For Women, By Women
Car Seat Safety for your precious cargo
According to the Road Traffic Management Corporation, road traffic collisions are a leading cause of death and injuries for children under the age of 14 in South Africa. The simple truth of this shocking statistic is that if car seats were used safely and correctly, many of these deaths and injuries could have been avoided.
Experts agree. Peggy Mars from Wheel Well, who advocates for Children’s Road Safety in South Africa, has said that car seats and restraints can reduce child deaths by 71% and injuries by 67% if properly used. “The reason of fatality for children in frontal impacts is that they are not correctly restrained,” said Mars. “32% of cases studied were unrestrained and 23% used an inappropriate and/or a misused restraint system.”
This Child Passenger Safety Awareness Week, it’s your duty to invest in a safety seat that's convenient to use and to make buckling your child into it an ingrained habit – on long distance trips and short ones.
Using your car seat properly will make the difference between life and death in an accident. A one-time lapse can result in a lifetime of regret. 1st for Women offers some car seat safety tips:
- Buy the best car seat you can afford. Beware of bargains, old and secondhand car seats. They may have some unseen damage.
- If you must use a secondhand seat, make sure it has the original instructions, all its parts (check the manual), hasn’t been in a serious accident or been recalled. Stick with car seats that are less than five years old. There’s usually an expiration date on the seat.

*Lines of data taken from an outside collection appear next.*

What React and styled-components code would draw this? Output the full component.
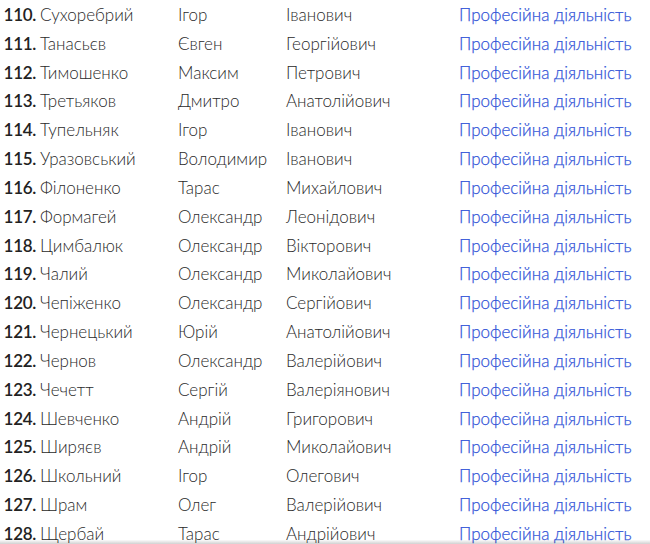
import React from 'react'
import styled, { createGlobalStyle } from 'styled-components'

const GlobalStyle = createGlobalStyle`
  html, body {
    margin: 0;
    padding: 0;
    background: #ffffff;
    overflow: hidden;
  }
  body {
    font-family: Lato, "Open Sans", "Liberation Sans", sans-serif;
  }
`

const Viewport = styled.div`
  position: relative;
  width: 650px;
  height: 544px;
  overflow: hidden;
`

const List = styled.ol`
  list-style: none;
  margin: 0;
  padding: 0;
`

const Row = styled.li`
  display: grid;
  grid-template-columns: 36px 142px 108px 173px auto;
  align-items: center;
  height: 28.83px;
  font-size: 17px;
  font-weight: 300;
  color: #2a2a2a;
`

const Num = styled.span`
  text-align: right;
  font-weight: 600;
  color: #222222;
  letter-spacing: -0.3px;
`

const Cell = styled.span`
  padding-left: ${p => p.$pad || 0}px;
  white-space: nowrap;
`

const Link = styled.a`
  color: #3456d8;
  font-weight: 300;
  text-decoration: none;
  white-space: nowrap;
  -webkit-text-stroke: 0.25px #3456d8;
`

const BottomShade = styled.div`
  position: absolute;
  left: 0;
  right: 0;
  bottom: 0;
  height: 4px;
  background: linear-gradient(to bottom, rgba(0, 0, 0, 0.02), rgba(0, 0, 0, 0.18));
`

const people = [
  [110, 'Сухоребрий', 'Ігор', 'Іванович'],
  [111, 'Танасьєв', 'Євген', 'Георгійович'],
  [112, 'Тимошенко', 'Максим', 'Петрович'],
  [113, 'Третьяков', 'Дмитро', 'Анатолійович'],
  [114, 'Тупельняк', 'Ігор', 'Іванович'],
  [115, 'Уразовський', 'Володимир', 'Іванович'],
  [116, 'Філоненко', 'Тарас', 'Михайлович'],
  [117, 'Формагей', 'Олександр', 'Леонідович'],
  [118, 'Цимбалюк', 'Олександр', 'Вікторович'],
  [119, 'Чалий', 'Олександр', 'Миколайович'],
  [120, 'Чепіженко', 'Олександр', 'Сергійович'],
  [121, 'Чернецький', 'Юрій', 'Анатолійович'],
  [122, 'Чернов', 'Олександр', 'Валерійович'],
  [123, 'Чечетт', 'Сергій', 'Валеріянович'],
  [124, 'Шевченко', 'Андрій', 'Григорович'],
  [125, 'Ширяєв', 'Андрій', 'Миколайович'],
  [126, 'Школьний', 'Ігор', 'Олегович'],
  [127, 'Шрам', 'Олег', 'Валерійович'],
  [128, 'Щербай', 'Тарас', 'Андрійович'],
]

export default function App() {
  return (
    <Viewport>
      <GlobalStyle />
      <List>
        {people.map(([n, last, first, middle]) => (
          <Row key={n}>
            <Num>{n}.</Num>
            <Cell $pad={4}>{last}</Cell>
            <Cell>{first}</Cell>
            <Cell>{middle}</Cell>
            <Link href="#">Професійна діяльність</Link>
          </Row>
        ))}
      </List>
      <BottomShade />
    </Viewport>
  )
}
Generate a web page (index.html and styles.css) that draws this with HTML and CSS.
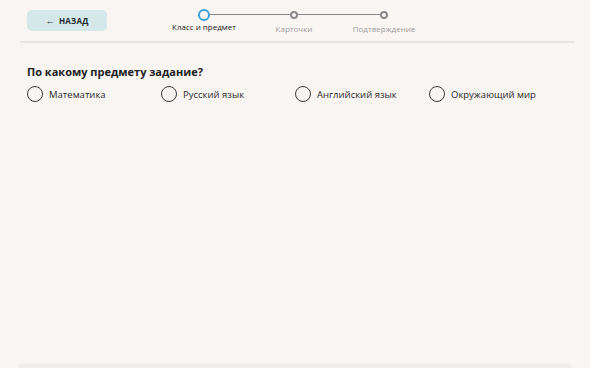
FILE: index.html
```html
<!DOCTYPE html>
<html lang="ru">
    <head>
        <meta charset="UTF-8" />
        <meta name="viewport" content="width=device-width, initial-scale=1.0" />
        <title>Новое задание</title>
        <link rel="stylesheet" href="styles.css">
    </head>
    <body>
        <header class="topbar">
            <button class="backButton"><span class="arrow">&larr;</span> НАЗАД</button>

            <ol class="stepper">
                <li class="step active">
                    <span class="dot"></span>
                    <span class="stepLabel">Класс и предмет</span>
                </li>
                <li class="step">
                    <span class="dot"></span>
                    <span class="stepLabel">Карточки</span>
                </li>
                <li class="step">
                    <span class="dot"></span>
                    <span class="stepLabel">Подтверждение</span>
                </li>
            </ol>
        </header>

        <main class="content">
            <h2 class="question">По какому предмету задание?</h2>
            <div class="options">
                <label class="option"><span class="radio"></span>Математика</label>
                <label class="option"><span class="radio"></span>Русский язык</label>
                <label class="option"><span class="radio"></span>Английский язык</label>
                <label class="option"><span class="radio"></span>Окружающий мир</label>
            </div>
        </main>

        <footer class="bottomPanel"></footer>
    </body>
</html>
```

FILE: styles.css
```css
body {
    font-family: "Open Sans", Arial, sans-serif;
    margin: 0;
    padding: 0;
    height: 368px;
    background-color: #f8f5f3;
    color: #222;
    display: flex;
    flex-direction: column;
    overflow: hidden;
}

.topbar {
    display: flex;
    align-items: flex-start;
    margin: 0 16px 0 20px;
    padding: 10px 0 0 7px;
    height: 31px;
    border-bottom: 2px solid #e7e5e2;
}

.backButton {
    width: 80px;
    height: 21px;
    padding: 0;
    border: none;
    border-radius: 5px;
    background-color: #d4e8e9;
    color: #1d2b2d;
    font-family: "Open Sans", Arial, sans-serif;
    font-size: 8px;
    font-weight: 700;
    letter-spacing: 0.2px;
    cursor: pointer;
}

.arrow {
    font-size: 9px;
    margin-right: 2px;
}

.stepper {
    position: relative;
    display: flex;
    list-style: none;
    margin: -1px 0 0 52px;
    padding: 0;
}

.stepper::before {
    content: "";
    position: absolute;
    top: 5px;
    left: 45px;
    right: 45px;
    height: 1px;
    background-color: #8a8a8d;
}

.step {
    position: relative;
    display: flex;
    flex-direction: column;
    align-items: center;
    width: 90px;
}

.dot {
    box-sizing: border-box;
    width: 8px;
    height: 8px;
    margin-top: 2px;
    border: 2px solid #8a8a8d;
    border-radius: 50%;
    background-color: #f8f5f3;
}

.step.active .dot {
    width: 12px;
    height: 12px;
    margin-top: 0;
    border-color: #3aa2d8;
}

.stepLabel {
    margin-top: 0;
    font-size: 8px;
    color: #a0a0a0;
    white-space: nowrap;
}

.step:not(.active) .stepLabel {
    margin-top: 4px;
}

.step.active .stepLabel {
    color: #222;
}

.content {
    flex: 1;
    padding: 21px 0 0 27px;
}

.question {
    margin: 0 0 7px 0;
    font-size: 11px;
    font-weight: 700;
}

.options {
    display: flex;
}

.option {
    display: flex;
    align-items: center;
    width: 134px;
    font-size: 9.5px;
    color: #2a2a2a;
    cursor: pointer;
}

.radio {
    box-sizing: border-box;
    width: 16px;
    height: 16px;
    margin-right: 6px;
    border: 1.5px solid #3a3a3a;
    border-radius: 50%;
}

.bottomPanel {
    height: 4px;
    margin: 0 18px;
    background-color: #f0eeec;
    border-radius: 4px 4px 0 0;
    box-shadow: 0 -1px 2px rgba(0, 0, 0, 0.02);
}
```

- Always double-check the car seat's label to ensure it's the right one for your child's age, weight and height.
- Keep your child rear-facing as long as possible – at least until the age of two or until she/he reaches the seat's maximum rear-facing height and weight limits.
- Your child should ride in a safety seat with a five-point harness until she/he weighs at least 18.5kgs, or until their shoulders no longer fit under the harness straps.
- Your child should ride in a booster seat from the time she/he weighs 18.5kgs and is at least four years old until they are 4 feet 9 inches tall and at least 8 years old.
- Make sure your seat is installed correctly.
- Check to be sure that car seats don't tip forward or slide from side to side more than an inch, and that boosters are secured with a lap-and-shoulder belt.
- Make sure your child is secured in the seat properly by ensuring that the car seat harness straps are snug enough to hold your child firmly in the event of an accident.
- Buckle your child in, making sure the harness straps aren't twisted, and then use the mechanism to pull the harness tight. You shouldn't be able to pinch any harness fabric between your fingers.
- Slide the plastic retainer clip that holds the two straps together up to armpit level before securing it. If the clip is too low, your child could be ejected from his seat in a crash.
- When you're putting your child in his seat, double-check to be sure that the seat is buckled tightly to the car. Forward-facing safety seats come with a strap so you can tether the seat to an anchor point in the car for extra protection.
- Set a good example by always wearing your own seat belt.
- If you see someone driving around with their children not in a car seat or safely buckled up, call 0861 400-800 with the car’s license plate and the date and the RTMC will send them a warning letter. It could save a child's life.